Bastards of Utopia by Razsa Maple
Author:Razsa, Maple
Language: eng
Format: epub
Publisher: Indiana University Press
Published: 2015-03-11T16:00:00+00:00
The Effects and Limits of Mass Mobilization
As in the earlier countersummits of the late 1990s and early 2000s, the mobilization for Thessaloniki reactivated, intensified, and personalized networks that activists more commonly experienced electronically. Participants ate, traveled, and dwelled closely together in difficult and politically charged circumstances, initiating new cycles of reciprocal hospitality. Despite the sometimes acute factionalism that marred Thessaloniki, militant formations with different traditions, tactics, and styles were arrayed together. As they formed a multiheaded hydra moving through the city or a vast swarm charging the Red Zone, they made concrete for participants the irreducible complexity of the “movement of movements” as well as some of its many commonalities. These were not only commonalities of the lowest common denominator—of the “no” shouted at those gathered inside the red zone—though the discovery of a common enemy was by no means insignificant. Activists were also aware that they organized these convergences without any overarching sovereign power, without recourse to any centralized authority. Their encounters with other political traditions and approaches, the unexpected intersections of forms of organization, sensibilities, tactics, references—intersecting here, diverging there—helped to produce a concrete awareness of a collective subject that exceeded the sum of its parts.
By 2003, however, there were also signs that the alterglobalization movement was in crisis. State security forces—which had been caught off guard by the decentralization, pluralism, and militancy of the first globalization protests in Seattle and Prague—launched militarized attacks on subsequent demonstrations in Gothenburg, Genoa, Evian, Miami, and Thessaloniki. State violence against demonstrations, the struggle for media attention, as well as activists’ anger with the invasion of Iraq despite protests of historic size, among other factors, generated a dynamic of increasing physical confrontations at later countersummits. Many European activists felt this dynamic reached its apotheosis in Thessaloniki. The movement’s crisis was palpable in the atmosphere of fear and suspicion that pervaded Aristotle University’s campus. The crisis was also evident in the eclipse of the innovative video practices that had characterized earlier mobilizations. In such circumstances, my participatory research—especially as it involved video recording—also became impossible in Greece. Indeed, I did not ask the details of what my collaborators did during the Saturday actions—for fear of incriminating them—and they did not tell.

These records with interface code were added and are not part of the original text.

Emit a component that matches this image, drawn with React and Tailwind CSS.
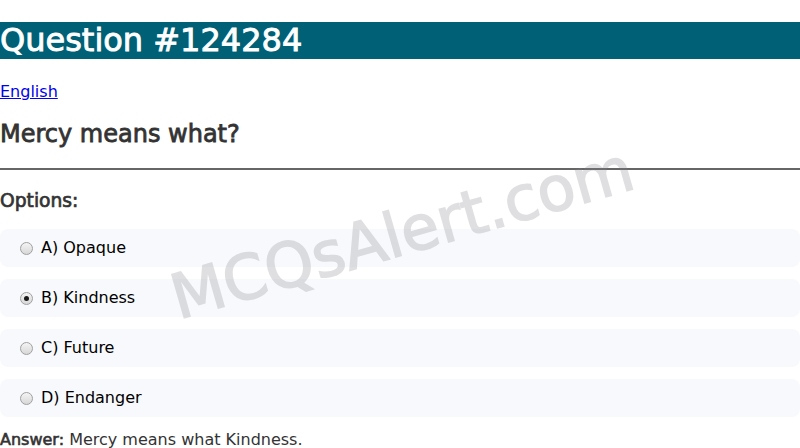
import React from "react";

const options = [
  { id: "a", label: "A) Opaque" },
  { id: "b", label: "B) Kindness", checked: true },
  { id: "c", label: "C) Future" },
  { id: "d", label: "D) Endanger" },
];

// Radio drawn by hand so it keeps the old grey look
const Radio = ({ checked }) => (
  <span className="flex h-[13px] w-[13px] shrink-0 items-center justify-center rounded-full border border-[#a0a0a0] bg-gradient-to-b from-[#f4f4f4] to-[#d8d8d8]">
    {checked && <span className="h-[5px] w-[5px] rounded-full bg-[#1a1a1a]" />}
  </span>
);

export default function App() {
  return (
    <div className="relative w-[800px] h-[448px] overflow-hidden bg-white font-['DejaVu_Sans',sans-serif] text-[#333]">
      <h1 className="mt-[22px] h-[37px] bg-[#006076] text-[32px] leading-[37px] font-normal text-white [-webkit-text-stroke:0.9px_currentColor]">
        Question #124284
      </h1>

      <p className="mt-[23px] text-[16px] leading-[19px]">
        <a href="#" className="text-[#0000ee] underline">
          English
        </a>
      </p>

      <h2 className="mt-[19px] text-[24px] leading-[28px] font-normal [-webkit-text-stroke:0.8px_currentColor]">
        Mercy means what?
      </h2>

      <hr className="mt-[20px] border-0 border-t-2 border-t-[#666]" />

      <h3 className="mt-[20px] text-[18.7px] leading-[22px] font-normal [-webkit-text-stroke:0.7px_currentColor]">
        Options:
      </h3>

      <div className="mt-[17px] flex flex-col gap-[12px]">
        {options.map((opt) => (
          <div
            key={opt.id}
            className="flex h-[38px] items-center gap-[8px] rounded-[8px] bg-[#f8f9fc] pl-[20px] text-[16px] text-black"
          >
            <Radio checked={opt.checked} />
            <span>{opt.label}</span>
          </div>
        ))}
      </div>

      <p className="mt-[13px] text-[16px] leading-[19px]">
        <span className="[-webkit-text-stroke:0.6px_currentColor]">Answer:</span> Mercy means what Kindness.
      </p>

      {/* watermark */}
      <div className="pointer-events-none absolute left-[402px] top-[233px] -translate-x-1/2 -translate-y-1/2 -rotate-[16deg] whitespace-nowrap text-[62px] font-normal text-[#84848c] opacity-25 [-webkit-text-stroke:1.5px_#84848c]">
        MCQsAlert.com
      </div>
    </div>
  );
}
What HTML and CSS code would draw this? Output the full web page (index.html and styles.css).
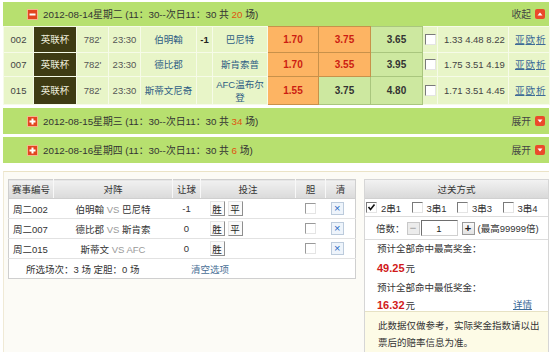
FILE: index.html
```html
<!DOCTYPE html>
<html lang="zh-CN">
<head>
<meta charset="utf-8">
<title>竞彩</title>
<link rel="stylesheet" href="styles.css">
</head>
<body>
<div class="page">
  <section class="day">
    <div class="day-head first">
      <div class="day-title">
        <svg class="sq" width="11" height="11" viewBox="0 0 11 11"><rect x="0.5" y="0.5" width="10" height="10" fill="#e2461f" stroke="#f3b58c"/><rect x="2.5" y="4.5" width="6" height="2" fill="#fff"/></svg>
        <span>2012-08-14星期二 (11：30--次日11：30 共 <em>20</em> 场)</span>
      </div>
      <div class="toggle">收起<svg class="tg" width="10" height="10" viewBox="0 0 10 10"><rect x="0" y="0" width="10" height="10" rx="2" fill="#ea4a2b"/><path d="M2.5 6.5 L5 3.5 L7.5 6.5 Z" fill="#fff"/></svg></div>
    </div>
    <table class="matches">
      <colgroup>
        <col class="c1"><col class="c2"><col class="c3"><col class="c4"><col class="c5"><col class="c6"><col class="c7"><col class="c8"><col class="c9"><col class="c10"><col class="c11"><col class="c12"><col class="c13">
      </colgroup>
      <tr class="r1">
        <td>002</td><td class="lg">英联杯</td><td class="gr">782'</td><td class="gr">23:30</td>
        <td class="team">伯明翰</td><td class="hc">-1</td><td class="team">巴尼特</td>
        <td class="od sel"><b>1.70</b></td><td class="od sel"><b>3.75</b></td><td class="od">3.65</td>
        <td><span class="cb"></span></td><td class="eu">1.33 4.48 8.22</td>
        <td class="lk"><a>亚</a><a>欧</a><a>析</a></td>
      </tr>
      <tr class="r2">
        <td>007</td><td class="lg">英联杯</td><td class="gr">782'</td><td class="gr">23:30</td>
        <td class="team">德比郡</td><td class="hc"></td><td class="team">斯肯索普</td>
        <td class="od sel"><b>1.70</b></td><td class="od sel"><b>3.55</b></td><td class="od">3.95</td>
        <td><span class="cb"></span></td><td class="eu">1.75 3.51 4.19</td>
        <td class="lk"><a>亚</a><a>欧</a><a>析</a></td>
      </tr>
      <tr class="r3">
        <td>015</td><td class="lg">英联杯</td><td class="gr">782'</td><td class="gr">23:30</td>
        <td class="team">斯蒂文尼奇</td><td class="hc"></td><td class="team">AFC温布尔登</td>
        <td class="od sel"><b>1.55</b></td><td class="od">3.75</td><td class="od">4.80</td>
        <td><span class="cb"></span></td><td class="eu">1.71 3.51 4.45</td>
        <td class="lk"><a>亚</a><a>欧</a><a>析</a></td>
      </tr>
    </table>
  </section>

  <section class="day">
    <div class="day-head">
      <div class="day-title">
        <svg class="sq" width="11" height="11" viewBox="0 0 11 11"><rect x="0.5" y="0.5" width="10" height="10" fill="#e2461f" stroke="#f3b58c"/><rect x="2.5" y="4.5" width="6" height="2" fill="#fff"/><rect x="4.5" y="2.5" width="2" height="6" fill="#fff"/></svg>
        <span>2012-08-15星期三 (11：30--次日11：30 共 <em>34</em> 场)</span>
      </div>
      <div class="toggle">展开<svg class="tg" width="10" height="10" viewBox="0 0 10 10"><rect x="0" y="0" width="10" height="10" rx="2" fill="#ea4a2b"/><path d="M2.5 3.5 L7.5 3.5 L5 6.5 Z" fill="#fff"/></svg></div>
    </div>
  </section>

  <section class="day">
    <div class="day-head">
      <div class="day-title">
        <svg class="sq" width="11" height="11" viewBox="0 0 11 11"><rect x="0.5" y="0.5" width="10" height="10" fill="#e2461f" stroke="#f3b58c"/><rect x="2.5" y="4.5" width="6" height="2" fill="#fff"/><rect x="4.5" y="2.5" width="2" height="6" fill="#fff"/></svg>
        <span>2012-08-16星期四 (11：30--次日11：30 共 <em>6</em> 场)</span>
      </div>
      <div class="toggle">展开<svg class="tg" width="10" height="10" viewBox="0 0 10 10"><rect x="0" y="0" width="10" height="10" rx="2" fill="#ea4a2b"/><path d="M2.5 3.5 L7.5 3.5 L5 6.5 Z" fill="#fff"/></svg></div>
    </div>
  </section>

  <div class="bet-area">
    <table class="picks">
      <colgroup><col class="p1"><col class="p2"><col class="p3"><col class="p4"><col class="p5"><col class="p6"></colgroup>
      <thead>
        <tr><th>赛事编号</th><th>对阵</th><th>让球</th><th>投注</th><th>胆</th><th>清</th></tr>
      </thead>
      <tbody>
        <tr>
          <td class="no">周二002</td><td class="vsc">伯明翰 <span class="vs">VS</span> 巴尼特</td><td>-1</td>
          <td class="bets"><span class="btn">胜</span><span class="btn">平</span></td>
          <td><span class="cb light"></span></td><td><span class="clr">×</span></td>
        </tr>
        <tr>
          <td class="no">周二007</td><td class="vsc">德比郡 <span class="vs">VS</span> 斯肯索</td><td>0</td>
          <td class="bets"><span class="btn">胜</span><span class="btn">平</span></td>
          <td><span class="cb light"></span></td><td><span class="clr">×</span></td>
        </tr>
        <tr>
          <td class="no">周二015</td><td class="vsc">斯蒂文 <span class="vs">VS AFC</span></td><td>0</td>
          <td class="bets"><span class="btn">胜</span></td>
          <td><span class="cb light"></span></td><td><span class="clr">×</span></td>
        </tr>
        <tr class="sum">
          <td colspan="6"><span class="count">所选场次：3 场 定胆：0 场</span><a class="clear">清空选项</a></td>
        </tr>
      </tbody>
    </table>

    <div class="panel">
      <div class="panel-head">过关方式</div>
      <div class="types">
        <span class="type"><span class="cb on"><svg width="9" height="9" viewBox="0 0 9 9"><path d="M1.5 4 L3.5 6.5 L7.5 1.5" fill="none" stroke="#111" stroke-width="1.6"/></svg></span>2串1</span>
        <span class="type"><span class="cb"></span>3串1</span>
        <span class="type"><span class="cb"></span>3串3</span>
        <span class="type"><span class="cb"></span>3串4</span>
      </div>
      <div class="multi">
        <span>倍数：</span>
        <span class="pm off">−</span>
        <span class="inp">1</span>
        <span class="pm">+</span>
        <span>(最高99999倍)</span>
      </div>
      <div class="prize">
        <p class="l1">预计全部命中最高奖金：</p>
        <p class="l2"><b>49.25</b>元</p>
        <p class="l3">预计全部命中最低奖金：</p>
        <p class="l4"><span><b>16.32</b>元</span><a class="detail">详情</a></p>
      </div>
      <div class="note">此数据仅做参考，实际奖金指数请以出票后的赔率信息为准。</div>
    </div>
  </div>
</div>
</body>
</html>
```

FILE: styles.css
```css
* { box-sizing: border-box; }
html, body { margin: 0; padding: 0; background: #fff; }
body {
  font-family: "Liberation Sans", "Noto Sans CJK SC", sans-serif;
  font-size: 9.5px;
  color: #333;
  overflow: hidden;
  height: 352px;
}
a { color: #3d6b97; text-decoration: underline; }
p { margin: 0; }

.page { padding: 2px 1px 0 3px; width: 550px; height: 352px; overflow: hidden; }

/* day headers */
.day + .day { margin-top: 3px; }
.day-head {
  height: 26px;
  display: flex;
  align-items: center;
  justify-content: space-between;
  background: #b7e06f;
  padding: 0 4px 0 24px;
  color: #333;
}
.day-head.first { height: 24px; }
.day-title { display: flex; align-items: center; gap: 5px; font-size: 9.8px; }
.day-title em { font-style: normal; color: #e0540f; }
.toggle { display: flex; align-items: center; gap: 4px; color: #444; font-size: 9.8px; }
.sq, .tg { display: block; }

/* matches table */
.matches {
  width: 546px;
  border-collapse: collapse;
  table-layout: fixed;
  background: #e8f5c8;
}
.c1 { width: 30px; } .c2 { width: 43px; } .c3 { width: 32px; } .c4 { width: 32px; }
.c5 { width: 56px; } .c6 { width: 16px; } .c7 { width: 55px; } .c8 { width: 51px; }
.c9 { width: 52px; } .c10 { width: 52px; } .c11 { width: 15px; } .c12 { width: 71px; } .c13 { width: 41px; }
.matches td {
  border: 1px solid #f6fbe8;
  text-align: center;
  padding: 0 1px;
  color: #444;
  line-height: 12px;
}
.matches .r1 td { height: 26px; }
.matches .r2 td { height: 24px; }
.matches .r3 td { height: 28px; }
.matches td.lg { background: #3e3b14; color: #eeeedd; }
.matches td.gr { color: #555; }
.matches td.team { color: #2e5d84; padding: 0 3px; line-height: 13px; }
.matches td.hc { font-weight: bold; color: #222; }
.matches td.od {
  background: #cde8a0;
  border: 1px solid #a9c67e;
  font-weight: bold;
  font-size: 10px;
  color: #333;
}
.matches td.od.sel {
  background: #fdb463;
  border: 1px solid #c8914a;
  color: #cc1d12;
}
.matches td.eu { color: #444; text-align: left; padding-left: 6px; }
.matches td.lk { text-align: left; padding-left: 6px; }
.matches td.lk a { margin-right: 1px; color: #3d6b97; }

/* classic checkbox */
.cb {
  display: inline-block;
  width: 11px;
  height: 11px;
  background: #fff;
  border-top: 1px solid #7a7a7a;
  border-left: 1px solid #7a7a7a;
  border-right: 1px solid #e4e4e4;
  border-bottom: 1px solid #e4e4e4;
  vertical-align: middle;
}
.cb.light { border-top-color: #9a9a9a; border-left-color: #9a9a9a; }
.cb svg { display: block; margin: 0; }

/* bottom area */
.bet-area {
  margin-top: 8px;
  border-top: 1px solid #ebe3c6;
  border-left: 1px solid #f0ead6;
  background: #fcfbf6;
  padding: 7px 0 0 4px;
  display: flex;
  align-items: flex-start;
  gap: 8px;
  height: 182px;
}

.picks {
  width: 347px;
  border-collapse: collapse;
  table-layout: fixed;
  border: 1px solid #cfcfcf;
  background: #fff;
}
.p1 { width: 45px; } .p2 { width: 119px; } .p3 { width: 28px; }
.p4 { width: 95px; } .p5 { width: 30px; } .p6 { width: 30px; }
.picks th {
  height: 19px;
  font-weight: normal;
  color: #333;
  background: linear-gradient(#f1f1f1, #dadada);
  border-left: 1px solid #f8f8f8;
  border-bottom: 1px solid #cfcfcf;
  text-align: center;
  padding: 0;
}
.picks th:first-child { border-left: none; }
.picks td {
  height: 20px;
  border-bottom: 1px solid #e2e2e2;
  text-align: center;
  padding: 0;
  color: #333;
}
.picks td.no { text-align: left; padding-left: 4px; }
.picks .vs { color: #999; }
.picks td.bets { text-align: left; padding-left: 9px; }
.btn {
  display: inline-flex;
  align-items: center;
  justify-content: center;
  width: 15px;
  height: 15px;
  margin-right: 3px;
  background: #fafafa;
  border-top: 1px solid #e6e6e6;
  border-left: 1px solid #e6e6e6;
  border-right: 1px solid #8e8e8e;
  border-bottom: 1px solid #8e8e8e;
  color: #222;
  vertical-align: middle;
}
.clr {
  display: inline-flex;
  align-items: center;
  justify-content: center;
  width: 13px;
  height: 13px;
  background: #eef4fb;
  border: 1px solid #bccbdc;
  color: #2c6cc4;
  font-size: 11px;
  line-height: 1;
  vertical-align: middle;
  margin-right: 6px;
}
.picks tr.sum td { border-bottom: none; text-align: left; padding-left: 17px; }
.count { display: inline-block; width: 165px; color: #333; }
.clear { color: #4a6f96; text-decoration: none; }

/* right panel */
.panel {
  width: 186px;
  border: 1px solid #d6d6d6;
  border-bottom: none;
  background: #fff;
  height: 174px;
  overflow: hidden;
}
.panel-head {
  height: 19px;
  display: flex;
  align-items: center;
  justify-content: center;
  background: linear-gradient(#f2f2f2, #d9d9d9);
  border-bottom: 1px solid #d0d0d0;
  color: #333;
}
.types {
  height: 18px;
  display: flex;
  align-items: center;
  padding-left: 1px;
  border-bottom: 1px solid #dcdcdc;
}
.type { width: 46px; display: flex; align-items: center; gap: 4px; color: #333; }
.multi {
  height: 23px;
  display: flex;
  align-items: center;
  padding-left: 11px;
  border-bottom: 1px solid #dcdcdc;
  color: #333;
}
.pm {
  display: inline-flex;
  align-items: center;
  justify-content: center;
  width: 13px;
  height: 13px;
  border: 1px solid #9a9a9a;
  background: linear-gradient(#fafafa, #e2e2e2);
  color: #222;
  font-weight: bold;
  font-size: 11px;
  line-height: 1;
  margin-left: 2px;
}
.pm.off { border-color: #c8c8c8; color: #b0b0b0; background: #ececec; }
.inp {
  display: inline-flex;
  align-items: center;
  justify-content: center;
  width: 37px;
  height: 16px;
  margin: 0 2px 0 1px;
  background: #fff;
  border-top: 1px solid #6e6e6e;
  border-left: 1px solid #6e6e6e;
  border-right: 1px solid #d0d0d0;
  border-bottom: 1px solid #d0d0d0;
  color: #222;
}
.pm + span:last-child { margin-left: 3px; }
.prize { padding: 0 8px 0 12px; height: 71px; }
.prize .l1 { line-height: 18px; }
.prize .l2 { line-height: 20px; }
.prize .l3 { line-height: 18px; }
.prize .l4 { line-height: 16px; display: flex; justify-content: space-between; padding-right: 8px; }
.prize b { color: #d11a1a; font-size: 11px; margin-right: 1px; }
.detail { color: #3d6b97; }
.note {
  background: #fdfbe6;
  border-top: 1px solid #e7e2c4;
  padding: 5px 8px 0 13px;
  line-height: 17px;
  color: #333;
  height: 46px;
}
```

Ironically, however, if the near impossibility of shooting video was one indicator of the crisis, the ways the technology was and was not used in Greece also offer a revealing point of entry for understanding activists’ experience there—as well as how such emotionally charged, sensory, and embodied experiences are materialized, circulated, deployed, and reanimated by activists. Sometimes such uses are part of a self-conscious effort to intervene in activists’ emotional states, in activists’ formation as political subjects. Attending to how video was or was not taken up in Thessaloniki also highlights a series of significant ambiguous subjective effects generated by the trajectory of intensifying confrontations. For example, the impossibility of shooting video was one sign—like a canary falling silent—of the vulnerability of activists’ subjective efforts to engage state violence.